Истолкованная таким образом, диалектика сознания (или человеческого поведения как такового) требует иного способа восприятия, нежели тот, что применим к природе; этот способ восприятия не отличается от немецкого Verstehen, «понимания», которое многие авторы продолжают противопоставлять «объяснению» или, по крайней мере, отличать от него. В «Истории и диалектике насилия» я довольствовался утверждением — не подкрепляя его убедительным доказательством, — что регрессивно-прогрессивный метод представляет собой всего лишь одну модальность дильтеевского понимания. К тому же сам Сартр намекает своим излюбленным, несколько снисходительным, тоном на «старика Дильтея»[231]. Тот и другой — философы, выбирают предметом познания исторической действительности реконструкцию работы сознания, ее постижение. (Дильтей — но не Сартр — добавил бы: а также аффективное участие, сочувствие другим людям.)
Сартр хочет доказать (это эксплицитная цель его «Критики»), что вся история диалектична. Но его доказательство колеблется между двумя резко различающимися идеями. Либо он хочет, подобно теоретикам методологического индивидуализма[232], обосновать тезис, согласно которому всякое толкование, даже всякое объяснение, должно восходить к поведению индивидов, единственному, которое диалектично или понятно как таковое; либо он намерен идти от Бытия-для-себя к всемирной Истории, создавая иллюзию, будто обобщение Бытием-для-себя воспринимаемой среды не отличается по своей природе от обобщения знания или человеческого становления (этот вид обобщения Сартр собирался проанализировать во втором томе, фрагменты которого существуют).
Я не вижу никаких оснований называть Разумом диалектику сознания; поскольку сознание свободно, как можно утверждать a priori, что оно выберет разумное? Бог, абсолютно свободный, согласно Декарту, мог бы выбрать другие истины или другую логику. Индивидуальное сознание, по Сартру, подобно Богу у Декарта, пересоздает мир в каждое мгновение. Почему следует называть Разумом содержание сознания, диалектической praxis? Почему нужно говорить о родстве той или иной из Кантовых критик и произведения Сартра? Как заметил мне мой коллега Жюль Вюиймен, я напрасно упомянул в связи с этой книгой о трансцендентальной дедукции в «Критике чистого разума». Сартр, можно сказать, рассказывает эпопею praxis: вначале неотчуждаемо свободная, она впадает в полупорабощенное состояние; затем следует второй этап — ее освободительный бунт, постепенно затихающий и завершающийся новым лишением свободы, вплоть до сталинизма и культа личности. То, что в конечном счете меня интересовало и интересует еще и сейчас, — это включение praxis в общности и различные модальности последних.

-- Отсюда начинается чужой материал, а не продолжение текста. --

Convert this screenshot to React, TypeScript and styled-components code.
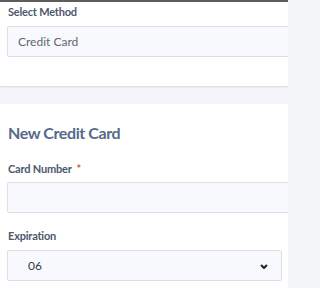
import React from "react";
import styled, { createGlobalStyle } from "styled-components";

const Global = createGlobalStyle`
  html, body { margin: 0; padding: 0; overflow: hidden; }
  body { background: #f4f5f8; font-family: "Lato", "Open Sans", sans-serif; }
`;

const Page = styled.div`
  border-top: 2px solid #5e5e5e;
  width: 288px;
  overflow: hidden;
`;

const Card = styled.section<{ $top: number; $bottom: number }>`
  background: #ffffff;
  padding: ${(p) => p.$top}px 0 ${(p) => p.$bottom}px 7px;
  box-shadow: 0 1px 2px rgba(0, 0, 0, 0.12);
  overflow: hidden;
`;

const Gap = styled.div`
  height: 18px;
`;

const Heading = styled.h2`
  margin: 0;
  font-size: 16px;
  line-height: 20px;
  font-weight: 700;
  letter-spacing: -0.4px;
  color: #56698a;
  padding-left: 1px;
`;

const Label = styled.label<{ $mt: number }>`
  display: block;
  margin-top: ${(p) => p.$mt}px;
  padding-left: 1px;
  font-size: 11px;
  line-height: 16px;
  font-weight: 700;
  letter-spacing: -0.2px;
  color: #4d596b;
`;

const Required = styled.span`
  color: #d9534f;
  margin-left: 5px;
`;

const Input = styled.input<{ $mt: number }>`
  display: block;
  box-sizing: border-box;
  margin-top: ${(p) => p.$mt}px;
  width: 310px;
  height: 31px;
  padding: 0 10px;
  border: 1px solid #dcdfe6;
  border-radius: 2px;
  background: #f8f9fc;
  font-family: "Lato", "Open Sans", sans-serif;
  font-size: 12px;
  color: #5c6778;
  outline: none;
`;

const SelectWrap = styled.div`
  position: relative;
  margin-top: 6px;
  width: 275px;
`;

const Select = styled.select`
  display: block;
  box-sizing: border-box;
  width: 100%;
  height: 31px;
  padding: 0 20px;
  appearance: none;
  border: 1px solid #dcdfe6;
  border-radius: 2px;
  background: #f8f9fc;
  font-family: "Lato", "Open Sans", sans-serif;
  font-size: 12px;
  color: #333a45;
  outline: none;
`;

const Chevron = styled.svg`
  position: absolute;
  right: 14px;
  top: 14px;
  width: 8px;
  height: 5px;
  pointer-events: none;
`;

export default function App() {
  return (
    <Page>
      <Global />
      <Card $top={2} $bottom={29}>
        <Label $mt={0}>Select Method</Label>
        <Input $mt={6} defaultValue="Credit Card" readOnly />
      </Card>
      <Gap />
      <Card $top={19} $bottom={10}>
        <Heading>New Credit Card</Heading>
        <Label $mt={18}>
          Card Number<Required>*</Required>
        </Label>
        <Input $mt={5} defaultValue="" />
        <Label $mt={15}>Expiration</Label>
        <SelectWrap>
          <Select defaultValue="06">
            <option value="06">06</option>
          </Select>
          <Chevron viewBox="0 0 8 5">
            <path d="M1 1 L4 4 L7 1" fill="none" stroke="#222" strokeWidth="2" />
          </Chevron>
        </SelectWrap>
      </Card>
    </Page>
  );
}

Сартрова антитеза ряда и группы не исчерпывает, конечно, бесконечного разнообразия человеческих общностей; ряд пассажиров, выстроившихся в очередь на автобусной остановке, и толпа, захватывающая Бастилию, символизируют или представляют две крайние формы. Обладая извращенным умом, можно было бы даже напомнить первые картины русской революции: спаянную толпу, берущую штурмом Зимний дворец, и очереди перед продовольственными магазинами — социалистический способ распределения товаров широкого потребления.
Помимо антитезы «ряд — группа», Сартр приводит многочисленные тонкие и наводящие на размышления анализы различных способов взаимоотношений между индивидами, то объединенными отрицающей волей, то одинокими, несмотря на общую деятельность. Он выявляет некоторые из механизмов, посредством которых индивиды создают мир предметов и установлений, среди которых чувствуют себя чужими. Praxis, вопреки своей целенаправленности, наталкивается на противоположную целенаправленность того, что она создала. Такое видение истории не противоречит моему, которое вытекало из «Введения»; однако по некоторым основным вопросам, одновременно философским и политическим, наши точки зрения противоположны.
Сартр считает, что поскольку мы обнаруживаем в истории отдельные доступные пониманию фрагменты, то в конечном счете вся история должна оказаться понятной нам;[233] между тем частные случаи обобщения не подразумевают одной исторической всеобщности, которую мы охватили бы одним взглядом. Кроме того, как можно утверждать, что эта историческая всеобщность приводит к прекращению эксплуатации человека человеком, господства человека над человеком? У Сартра, правда, проскальзывает некоторое сомнение по поводу исчезновения всех форм отчуждения одновременно с уничтожением его капиталистических форм: «<…> в какой мере социалистическое общество изгонит атомизм во всех его формах? В какой мере коллективные объекты, являющиеся знаками нашего отчуждения, растворятся в подлинном межсубъектном сообществе, где единственными реальными отношениями станут отношения людей друг с другом? <…> Должно ли исчезновение капиталистических форм отчуждения отождествляться с уничтожением всех его форм?»